-- Problem --
Please retype the data in full and exactly; the pictures are not part of the copy.

-- Recorded data --
- - - -

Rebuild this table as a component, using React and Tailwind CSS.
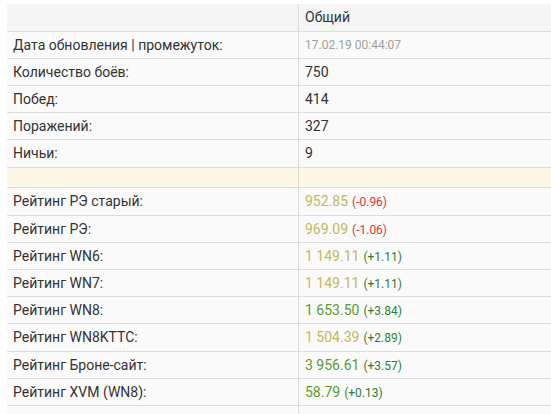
import React from 'react';

const rows = [
  { label: 'Дата обновления | промежуток:', date: '17.02.19 00:44:07' },
  { label: 'Количество боёв:', value: '750' },
  { label: 'Побед:', value: '414' },
  { label: 'Поражений:', value: '327' },
  { label: 'Ничьи:', value: '9', tall: true },
  { spacer: true },
  { label: 'Рейтинг РЭ старый:', rating: '952.85', tone: 'yellow', delta: '(-0.96)', up: false, tall: true },
  { label: 'Рейтинг РЭ:', rating: '969.09', tone: 'yellow', delta: '(-1.06)', up: false },
  { label: 'Рейтинг WN6:', rating: '1 149.11', tone: 'yellow', delta: '(+1.11)', up: true },
  { label: 'Рейтинг WN7:', rating: '1 149.11', tone: 'yellow', delta: '(+1.11)', up: true },
  { label: 'Рейтинг WN8:', rating: '1 653.50', tone: 'green', delta: '(+3.84)', up: true },
  { label: 'Рейтинг WN8KTTC:', rating: '1 504.39', tone: 'yellow', delta: '(+2.89)', up: true, tall: true },
  { label: 'Рейтинг Броне-сайт:', rating: '3 956.61', tone: 'green', delta: '(+3.57)', up: true },
  { label: 'Рейтинг XVM (WN8):', rating: '58.79', tone: 'green', delta: '(+0.13)', up: true },
  { empty: true },
];

const Row = ({ row }) => {
  if (row.spacer) {
    return (
      <div className="grid grid-cols-[291px_1fr] h-[20px] bg-[#fdf8e4] border-b border-[#dddddd]">
        <div />
        <div className="border-l border-[#dddddd]" />
      </div>
    );
  }
  if (row.empty) {
    return (
      <div className="grid grid-cols-[291px_1fr] h-[27px] border-b border-[#dddddd]">
        <div />
        <div className="border-l border-[#dddddd]" />
      </div>
    );
  }
  return (
    <div className={`grid grid-cols-[291px_1fr] ${row.tall ? 'h-[28px]' : 'h-[27px]'} border-b border-[#dddddd] items-stretch`}>
      <div className="px-[6px] flex items-center text-[14px] text-[#333333]">{row.label}</div>
      <div className="px-[6px] flex items-center border-l border-[#dddddd] text-[14px] text-[#333333]">
        {row.date && <span className="text-[12px] text-[#a0a0a0]">{row.date}</span>}
        {row.value && <span>{row.value}</span>}
        {row.rating && (
          <span>
            <span className={row.tone === 'green' ? 'text-[#5a9a2e]' : 'text-[#c6b65c]'}>{row.rating}</span>
            <span className={`text-[12px] ml-[4px] ${row.up ? 'text-[#2f7d34]' : 'text-[#e0303a]'}`}>{row.delta}</span>
          </span>
        )}
      </div>
    </div>
  );
};

export default function App() {
  return (
    <div className="w-[551px] h-[414px] bg-white overflow-hidden pt-[4px] pl-[7px]" style={{ fontFamily: 'Roboto, "Liberation Sans", sans-serif' }}>
      <div className="bg-[#fafafa]">
        <div className="grid grid-cols-[291px_1fr] h-[28px] bg-[#f5f5f5] border-b border-[#dddddd]">
          <div />
          <div className="px-[6px] flex items-center border-l border-[#dddddd] text-[14px] text-[#333333]">Общий</div>
        </div>
        {rows.map((row, i) => (
          <Row key={i} row={row} />
        ))}
      </div>
    </div>
  );
}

- - - -

-- Solution to this exercise --
Rebuild this table as a component, using React and Tailwind CSS.
import React from 'react';

const rows = [
  { label: 'Дата обновления | промежуток:', date: '17.02.19 00:44:07' },
  { label: 'Количество боёв:', value: '750' },
  { label: 'Побед:', value: '414' },
  { label: 'Поражений:', value: '327' },
  { label: 'Ничьи:', value: '9', tall: true },
  { spacer: true },
  { label: 'Рейтинг РЭ старый:', rating: '952.85', tone: 'yellow', delta: '(-0.96)', up: false, tall: true },
  { label: 'Рейтинг РЭ:', rating: '969.09', tone: 'yellow', delta: '(-1.06)', up: false },
  { label: 'Рейтинг WN6:', rating: '1 149.11', tone: 'yellow', delta: '(+1.11)', up: true },
  { label: 'Рейтинг WN7:', rating: '1 149.11', tone: 'yellow', delta: '(+1.11)', up: true },
  { label: 'Рейтинг WN8:', rating: '1 653.50', tone: 'green', delta: '(+3.84)', up: true },
  { label: 'Рейтинг WN8KTTC:', rating: '1 504.39', tone: 'yellow', delta: '(+2.89)', up: true, tall: true },
  { label: 'Рейтинг Броне-сайт:', rating: '3 956.61', tone: 'green', delta: '(+3.57)', up: true },
  { label: 'Рейтинг XVM (WN8):', rating: '58.79', tone: 'green', delta: '(+0.13)', up: true },
  { empty: true },
];

const Row = ({ row }) => {
  if (row.spacer) {
    return (
      <div className="grid grid-cols-[291px_1fr] h-[20px] bg-[#fdf8e4] border-b border-[#dddddd]">
        <div />
        <div className="border-l border-[#dddddd]" />
      </div>
    );
  }
  if (row.empty) {
    return (
      <div className="grid grid-cols-[291px_1fr] h-[27px] border-b border-[#dddddd]">
        <div />
        <div className="border-l border-[#dddddd]" />
      </div>
    );
  }
  return (
    <div className={`grid grid-cols-[291px_1fr] ${row.tall ? 'h-[28px]' : 'h-[27px]'} border-b border-[#dddddd] items-stretch`}>
      <div className="px-[6px] flex items-center text-[14px] text-[#333333]">{row.label}</div>
      <div className="px-[6px] flex items-center border-l border-[#dddddd] text-[14px] text-[#333333]">
        {row.date && <span className="text-[12px] text-[#a0a0a0]">{row.date}</span>}
        {row.value && <span>{row.value}</span>}
        {row.rating && (
          <span>
            <span className={row.tone === 'green' ? 'text-[#5a9a2e]' : 'text-[#c6b65c]'}>{row.rating}</span>
            <span className={`text-[12px] ml-[4px] ${row.up ? 'text-[#2f7d34]' : 'text-[#e0303a]'}`}>{row.delta}</span>
          </span>
        )}
      </div>
    </div>
  );
};

export default function App() {
  return (
    <div className="w-[551px] h-[414px] bg-white overflow-hidden pt-[4px] pl-[7px]" style={{ fontFamily: 'Roboto, "Liberation Sans", sans-serif' }}>
      <div className="bg-[#fafafa]">
        <div className="grid grid-cols-[291px_1fr] h-[28px] bg-[#f5f5f5] border-b border-[#dddddd]">
          <div />
          <div className="px-[6px] flex items-center border-l border-[#dddddd] text-[14px] text-[#333333]">Общий</div>
        </div>
        {rows.map((row, i) => (
          <Row key={i} row={row} />
        ))}
      </div>
    </div>
  );
}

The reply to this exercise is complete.